Solomon couldn’t really enjoy what he had, because he all too often ignored God in the process. The key to true satisfaction as a Christian is to use what we have and are to serve God. The Bible says that we belong to Him; whether we live or die we are the Lord’s (Romans 14:7, 8). Jesus said that we are to seek God’s Kingdom and its righteousness ahead of everything else (Matthew 6:33). The air we breathe comes from Him. We are not our own, because we have been “bought with a price” (12 Corinthians 6:19-20; 7:23), the precious blood of Christ. We are called to use our faculties, talents and energies to serve Him. Not as mediocre believers, but with the whole heart, filled with the Holy Spirit and equipped to make a difference in our generation. Our strength comes from Him (Habakkuk 3:19).


Jesus said that He only did what God the Father told Him and lived in a way that pleased the Father. The Bible says that He did not please Himself (Romans 15:3). He did nothing and said nothing that was inconsistent with total obedience to God.
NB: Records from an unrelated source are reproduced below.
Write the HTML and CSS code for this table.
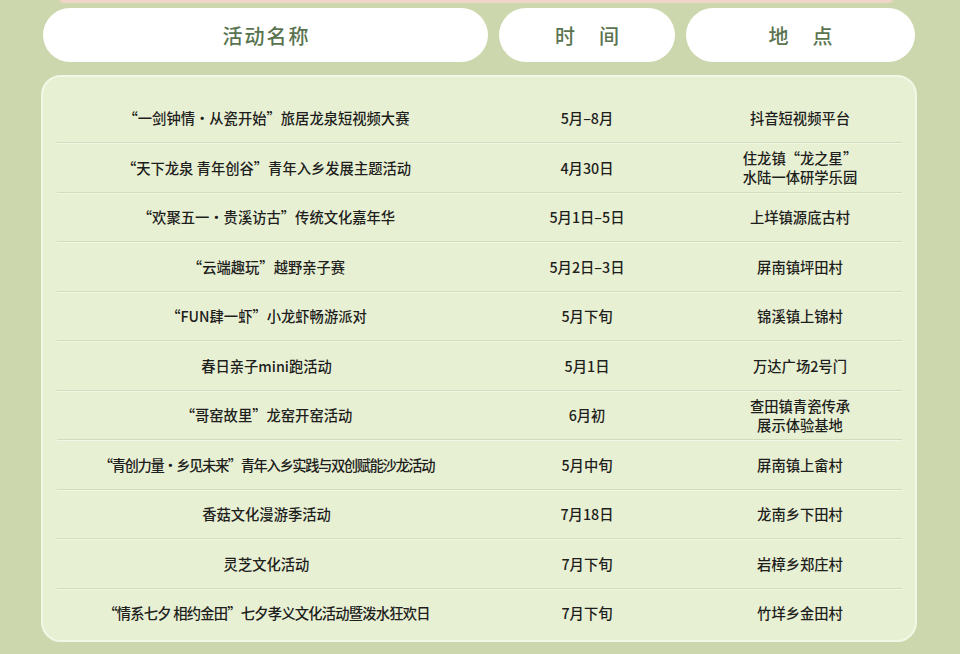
FILE: index.html
```html
<!DOCTYPE html>
<html lang="zh-CN">
<head>
<meta charset="utf-8">
<title>活动列表</title>
<link rel="stylesheet" href="styles.css">
</head>
<body>
<div class="page">
  <div class="top-strip"></div>
  <div class="heads">
    <div class="pill pill-name">活动名称</div>
    <div class="pill pill-time">时　间</div>
    <div class="pill pill-place">地　点</div>
  </div>
  <div class="card">
    <div class="row"><div class="c">“一剑钟情·从瓷开始”旅居龙泉短视频大赛</div><div class="c">5月–8月</div><div class="c">抖音短视频平台</div></div>
    <div class="row"><div class="c">“天下龙泉 青年创谷”青年入乡发展主题活动</div><div class="c">4月30日</div><div class="c">住龙镇“龙之星”<br>水陆一体研学乐园</div></div>
    <div class="row"><div class="c">“欢聚五一·贵溪访古”传统文化嘉年华</div><div class="c">5月1日–5日</div><div class="c">上垟镇源底古村</div></div>
    <div class="row"><div class="c">“云端趣玩”越野亲子赛</div><div class="c">5月2日–3日</div><div class="c">屏南镇坪田村</div></div>
    <div class="row"><div class="c">“FUN肆一虾”小龙虾畅游派对</div><div class="c">5月下旬</div><div class="c">锦溪镇上锦村</div></div>
    <div class="row"><div class="c">春日亲子mini跑活动</div><div class="c">5月1日</div><div class="c">万达广场2号门</div></div>
    <div class="row"><div class="c">“哥窑故里”龙窑开窑活动</div><div class="c">6月初</div><div class="c">查田镇青瓷传承<br>展示体验基地</div></div>
    <div class="row"><div class="c c-tight">“青创力量·乡见未来”青年入乡实践与双创赋能沙龙活动</div><div class="c">5月中旬</div><div class="c">屏南镇上畲村</div></div>
    <div class="row"><div class="c">香菇文化漫游季活动</div><div class="c">7月18日</div><div class="c">龙南乡下田村</div></div>
    <div class="row"><div class="c">灵芝文化活动</div><div class="c">7月下旬</div><div class="c">岩樟乡郑庄村</div></div>
    <div class="row"><div class="c c-snug">“情系七夕 相约金田”七夕孝义文化活动暨泼水狂欢日</div><div class="c">7月下旬</div><div class="c">竹垟乡金田村</div></div>
  </div>
</div>
</body>
</html>
```

FILE: styles.css
```css
* { box-sizing: border-box; }
html, body { margin: 0; padding: 0; }
body {
  background: #cdd7ad;
  font-family: "Noto Sans CJK SC", "Noto Sans", sans-serif;
  width: 960px;
  height: 654px;
  overflow: hidden;
}
.page {
  padding: 0 45px 0 43px;
}
.top-strip {
  height: 3px;
  margin: 0 22px 0 17px;
  background: #efd5c5;
  border-radius: 0 0 3px 3px;
}
.heads {
  display: flex;
  gap: 11px;
  margin-top: 5px;
  height: 54px;
}
.pill {
  background: #ffffff;
  border-radius: 27px;
  display: flex;
  align-items: center;
  justify-content: center;
  color: #5a744f;
  font-size: 20px;
  font-weight: 500;
  letter-spacing: 2px;
  padding-left: 2px;
}
.pill-name { width: 445px; }
.pill-time { width: 176px; }
.pill-place { width: 229px; }
.card {
  margin: 13px -2px 0 -2px;
  background: #e8f0d4;
  border: 2px solid #f3f7e6;
  border-radius: 20px;
  padding: 15.5px 13px 3px 14px;
  height: 567px;
}
.row {
  display: grid;
  grid-template-columns: 419px 222px 204px;
  height: 49.5px;
  align-items: center;
  border-top: 1px solid #d3dcba;
  box-shadow: inset 0 1px 0 #f2f6e4;
}
.row:first-child {
  border-top: 1px solid transparent;
  box-shadow: none;
}
.c {
  text-align: center;
  font-size: 14.3px;
  font-weight: 500;
  color: #1e1e1c;
  line-height: 19px;
}
.c-tight { letter-spacing: -1.4px; }
.c-snug { letter-spacing: -0.8px; }
```
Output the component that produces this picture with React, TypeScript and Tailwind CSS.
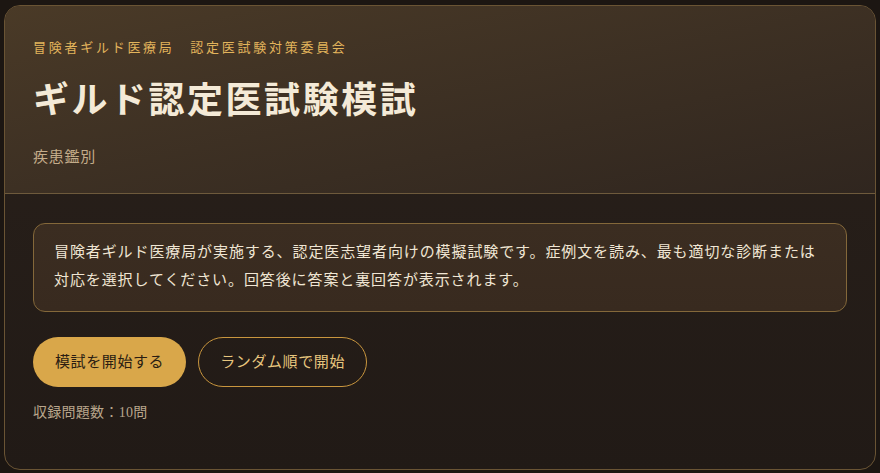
import React from "react";

const serif = "font-['Liberation_Serif','Noto_Sans_CJK_JP',serif]";

const StartScreen: React.FC = () => {
  return (
    <div className={`min-h-screen w-full bg-[#1c1612] px-1 pt-[5px] pb-[5px] ${serif}`}>
      <div className="overflow-hidden rounded-[16px] border border-[#6a5434] bg-gradient-to-b from-[#2a211b] to-[#211a16]">
        <div className="border-b border-[#6e5a3c] bg-gradient-to-br from-[#4a3a27] to-[#30261f] px-7 pt-[32px] pb-[25px]">
          <p className="text-[13px] leading-[20px] tracking-[0.21em] text-[#e2b45c]">
            冒険者ギルド医療局　認定医試験対策委員会
          </p>
          <h1 className="mt-[21px] text-[36px] font-bold leading-[44px] tracking-[0.07em] text-[#f4ead7]">
            ギルド認定医試験模試
          </h1>
          <p className="mt-[23px] text-[15px] leading-[22px] tracking-[0.05em] text-[#c4ac8a]">
            疾患鑑別
          </p>
        </div>

        <div className="px-7 pt-[29px] pb-[46px]">
          <div className="rounded-[12px] border border-[#84683a] bg-gradient-to-b from-[#3b2d21] to-[#382a1f] px-5 pt-[14px] pb-[17px]">
            <p className="text-[15px] leading-[28px] tracking-[0.06em] text-[#f0e6d4]">
              冒険者ギルド医療局が実施する、認定医志望者向けの模擬試験です。症例文を読み、最も適切な診断または対応を選択してください。回答後に答案と裏回答が表示されます。
            </p>
          </div>

          <div className="mt-[25px] flex items-center gap-3">
            <button className="h-[50px] rounded-full bg-[#d9a74a] px-[22px] text-[15px] tracking-[0.04em] text-[#2a1d12]">
              模試を開始する
            </button>
            <button className="h-[50px] rounded-full border border-[#c9963e] px-[21px] text-[15px] tracking-[0.04em] text-[#e8c67e]">
              ランダム順で開始
            </button>
          </div>

          <p className="mt-[16px] text-[14px] leading-[20px] tracking-[0.02em] text-[#b9a68c]">
            収録問題数：10問
          </p>
        </div>
      </div>
    </div>
  );
};

export default function App() {
  return <StartScreen />;
}
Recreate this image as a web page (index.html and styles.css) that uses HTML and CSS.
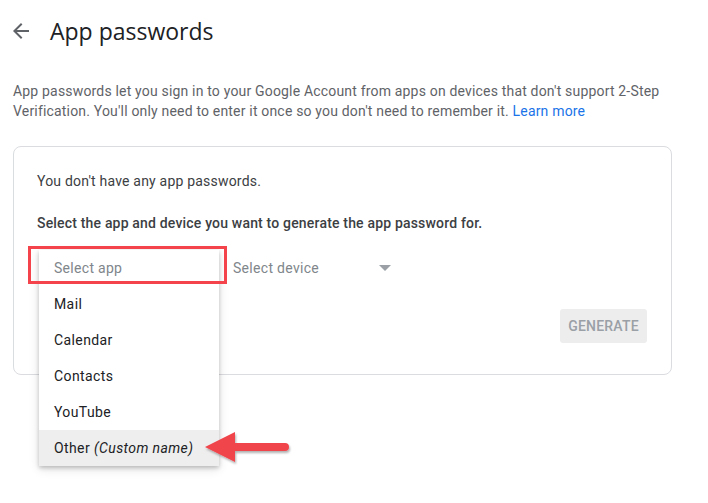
FILE: index.html
```html
<!DOCTYPE html>
<html lang="en">
<head>
<meta charset="utf-8">
<title>App passwords</title>
<link rel="stylesheet" href="styles.css">
</head>
<body>
<div class="page">
  <header class="header">
    <svg class="back" width="24" height="24" viewBox="0 0 24 24" aria-hidden="true">
      <path d="M20 11H7.83l5.59-5.59L12 4l-8 8 8 8 1.41-1.41L7.83 13H20v-2z" fill="#5f6368"/>
    </svg>
    <h1 class="title">App passwords</h1>
  </header>
  <p class="intro">App passwords let you sign in to your Google Account from apps on devices that don't support 2-Step Verification. You'll only need to enter it once so you don't need to remember it. <a class="link" href="#">Learn more</a></p>
  <section class="card">
    <p class="empty">You don't have any app passwords.</p>
    <p class="prompt">Select the app and device you want to generate the app password for.</p>
    <div class="selects">
      <div class="app-select">
        <div class="field"></div>
        <ul class="menu">
          <li class="item placeholder">Select app</li>
          <li class="item">Mail</li>
          <li class="item">Calendar</li>
          <li class="item">Contacts</li>
          <li class="item">YouTube</li>
          <li class="item hover">Other <em>(Custom name)</em></li>
        </ul>
        <div class="highlight"></div>
        <svg class="arrow" width="92" height="36" viewBox="0 0 92 36" aria-hidden="true">
          <defs>
            <filter id="sh" x="-10%" y="-30%" width="130%" height="170%">
              <feDropShadow dx="1" dy="2" stdDeviation="1.2" flood-color="#000" flood-opacity="0.3"/>
            </filter>
          </defs>
          <g filter="url(#sh)" fill="#f0444b">
            <path d="M2 16 L32 1 L32 12 L82 12 Q86 12 86 16 Q86 20 82 20 L32 20 L32 31 Z"/>
          </g>
        </svg>
      </div>
      <div class="device-select">
        <span class="placeholder">Select device</span>
        <span class="caret"></span>
      </div>
    </div>
    <div class="actions">
      <button class="generate" type="button">GENERATE</button>
    </div>
  </section>
</div>
</body>
</html>
```

FILE: styles.css
```css
* { box-sizing: border-box; }

html, body {
  margin: 0;
  padding: 0;
  background: #ffffff;
}

body {
  font-family: Roboto, "Liberation Sans", Arial, sans-serif;
  color: #202124;
  width: 708px;
  height: 503px;
  overflow: hidden;
}

.page {
  padding: 0 30px 0 13px;
}

.header {
  display: flex;
  align-items: center;
  height: 62px;
}

.back {
  margin-left: -4px;
  display: block;
}

.title {
  margin: 0 0 0 17px;
  font-family: "Open Sans", Roboto, sans-serif;
  font-size: 23px;
  font-weight: 400;
  color: #202124;
}

.intro {
  margin: 19px 0 0;
  font-size: 14px;
  line-height: 20px;
  color: #5f6368;
  letter-spacing: 0.18px;
}

.link {
  color: #1a73e8;
  text-decoration: none;
}

.card {
  margin-top: 25px;
  width: 659px;
  height: 229px;
  border: 1px solid #dadce0;
  border-radius: 8px;
  padding: 24px 24px 0 23px;
}

.empty {
  margin: 0;
  font-size: 14px;
  line-height: 20px;
  color: #3c4043;
  letter-spacing: 0.2px;
}

.prompt {
  margin: 22px 0 0;
  font-size: 14px;
  line-height: 20px;
  font-weight: 500;
  color: #3c4043;
  letter-spacing: 0.18px;
}

.selects {
  display: flex;
  align-items: center;
  margin-top: 17px;
  height: 36px;
}

.app-select {
  position: relative;
  width: 180px;
  height: 36px;
  margin-left: 2px;
}

.field {
  height: 36px;
}

.placeholder {
  color: #80868b;
  font-weight: 400;
}

.menu {
  position: absolute;
  top: 0;
  left: 0;
  width: 180px;
  margin: 0;
  padding: 0;
  list-style: none;
  background: #ffffff;
  box-shadow: 0 2px 4px rgba(0,0,0,0.2), 0 3px 10px rgba(0,0,0,0.12);
  z-index: 2;
}

.item {
  height: 36px;
  line-height: 36px;
  padding-left: 15px;
  font-size: 14px;
  font-weight: 400;
  color: #202124;
  letter-spacing: 0.4px;
}

.item.placeholder {
  color: #80868b;
  letter-spacing: 0.3px;
}

.item.hover {
  background: #eeeeee;
}

.item em {
  font-style: italic;
}

.highlight {
  position: absolute;
  left: -11px;
  top: -4px;
  width: 199px;
  height: 38px;
  border: 3px solid #f4434b;
  z-index: 3;
}

.arrow {
  position: absolute;
  left: 164px;
  top: 181px;
  z-index: 3;
}

.device-select {
  display: flex;
  align-items: center;
  width: 158px;
  margin-left: 14px;
  height: 36px;
  font-size: 14px;
  letter-spacing: 0.3px;
}

.device-select .placeholder {
  flex: 1;
}

.caret {
  width: 0;
  height: 0;
  border-left: 6px solid transparent;
  border-right: 6px solid transparent;
  border-top: 6px solid #9aa0a6;
}

.actions {
  display: flex;
  justify-content: flex-end;
  margin-top: 23px;
}

.generate {
  width: 87px;
  height: 34px;
  border: none;
  border-radius: 3px;
  background: #ededed;
  color: #9aa0a6;
  font-family: Roboto, "Liberation Sans", Arial, sans-serif;
  font-size: 14px;
  font-weight: 500;
  letter-spacing: 0.2px;
  padding: 0;
}
```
His life was driven by this single purpose.


Are you prepared for a challenge? To stop listening to the reverberations of your own echo chamber and think beyond yourself, into the realm of faith? Let God plant a seed in your life that will grow into something bigger than you can ever accomplish in your own strength. Live for God and pursue a lifestyle and priorities that will have eternal consequences and touch the lives of others. Jesus said that those who seek to keep their own lives will lose them. But those who are prepare to lose their lives for and in Him, in whatever field of human endeavour they commit themselves, will find them (Mark 8:35). I believe that those who are prepared to allow their dreams to die and be sustained in God’s higher purposes will find true satisfaction.


Years ago I attended a church service in Hong Kong, where I was given a bookmark that remained in my Bible for many years, a constantly reminder of what is genuinely important. It contained an aphorism that remains true today:


Short life. Soon past. Only what’s done for Christ will last.